::: Raw data
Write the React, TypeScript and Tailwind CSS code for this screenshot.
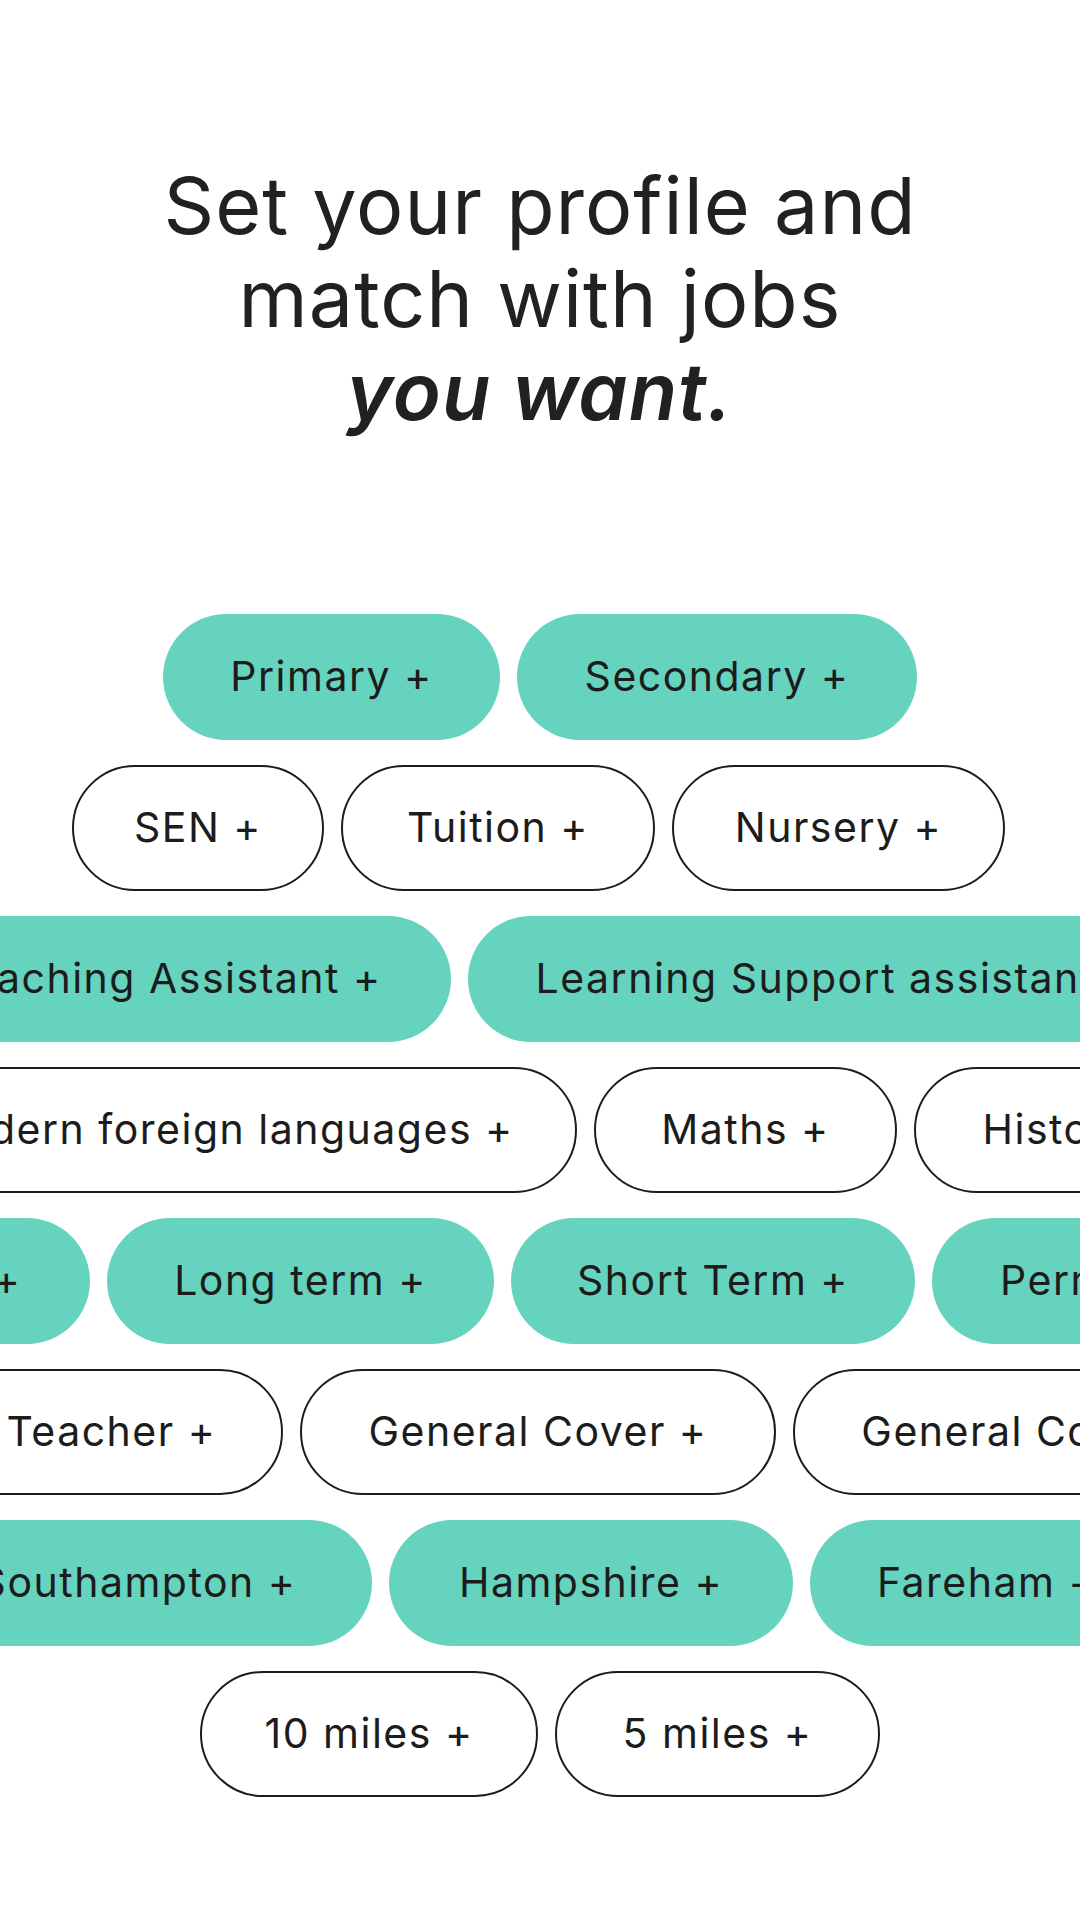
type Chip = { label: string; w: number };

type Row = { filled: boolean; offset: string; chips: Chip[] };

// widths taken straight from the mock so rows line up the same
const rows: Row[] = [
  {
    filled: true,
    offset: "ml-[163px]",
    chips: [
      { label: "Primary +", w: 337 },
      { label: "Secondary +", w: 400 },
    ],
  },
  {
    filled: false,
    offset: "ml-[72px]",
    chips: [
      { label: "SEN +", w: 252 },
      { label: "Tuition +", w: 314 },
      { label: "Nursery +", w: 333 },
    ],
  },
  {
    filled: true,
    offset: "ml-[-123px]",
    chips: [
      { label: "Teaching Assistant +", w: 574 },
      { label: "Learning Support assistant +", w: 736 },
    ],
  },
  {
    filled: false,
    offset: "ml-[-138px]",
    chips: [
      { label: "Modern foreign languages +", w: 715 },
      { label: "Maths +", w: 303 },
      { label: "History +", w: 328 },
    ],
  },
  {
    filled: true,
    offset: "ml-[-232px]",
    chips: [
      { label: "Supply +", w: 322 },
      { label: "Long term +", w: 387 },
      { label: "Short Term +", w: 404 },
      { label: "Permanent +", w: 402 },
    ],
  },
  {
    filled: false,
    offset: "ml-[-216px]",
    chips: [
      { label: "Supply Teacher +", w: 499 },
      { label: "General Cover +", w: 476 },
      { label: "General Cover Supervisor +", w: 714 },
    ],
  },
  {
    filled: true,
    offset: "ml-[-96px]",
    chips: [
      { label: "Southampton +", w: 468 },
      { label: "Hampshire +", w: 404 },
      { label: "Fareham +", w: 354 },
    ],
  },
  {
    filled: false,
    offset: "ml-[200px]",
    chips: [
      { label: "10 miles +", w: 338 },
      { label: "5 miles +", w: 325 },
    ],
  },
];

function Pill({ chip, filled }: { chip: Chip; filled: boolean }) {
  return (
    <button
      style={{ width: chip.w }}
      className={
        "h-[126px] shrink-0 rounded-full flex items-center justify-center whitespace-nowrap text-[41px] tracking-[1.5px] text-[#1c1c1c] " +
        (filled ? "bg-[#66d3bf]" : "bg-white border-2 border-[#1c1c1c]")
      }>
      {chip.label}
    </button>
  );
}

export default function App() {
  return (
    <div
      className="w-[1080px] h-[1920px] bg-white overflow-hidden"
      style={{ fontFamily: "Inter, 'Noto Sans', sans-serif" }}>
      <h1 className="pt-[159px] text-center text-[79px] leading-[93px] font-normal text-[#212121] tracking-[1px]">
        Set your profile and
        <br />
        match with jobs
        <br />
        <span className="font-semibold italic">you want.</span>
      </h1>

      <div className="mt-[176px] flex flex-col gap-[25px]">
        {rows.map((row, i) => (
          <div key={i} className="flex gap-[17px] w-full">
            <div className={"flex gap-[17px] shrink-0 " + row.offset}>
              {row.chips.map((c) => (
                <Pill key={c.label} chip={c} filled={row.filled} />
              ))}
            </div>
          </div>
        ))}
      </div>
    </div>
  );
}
::::::
Restate the data word for word from its first line through the line with "boolean; offset: string;", leaving out any picture along the way.

- **Exercise result**:
Write the React, TypeScript and Tailwind CSS code for this screenshot.
type Chip = { label: string; w: number };

type Row = { filled: boolean; offset: string; chips: Chip[] };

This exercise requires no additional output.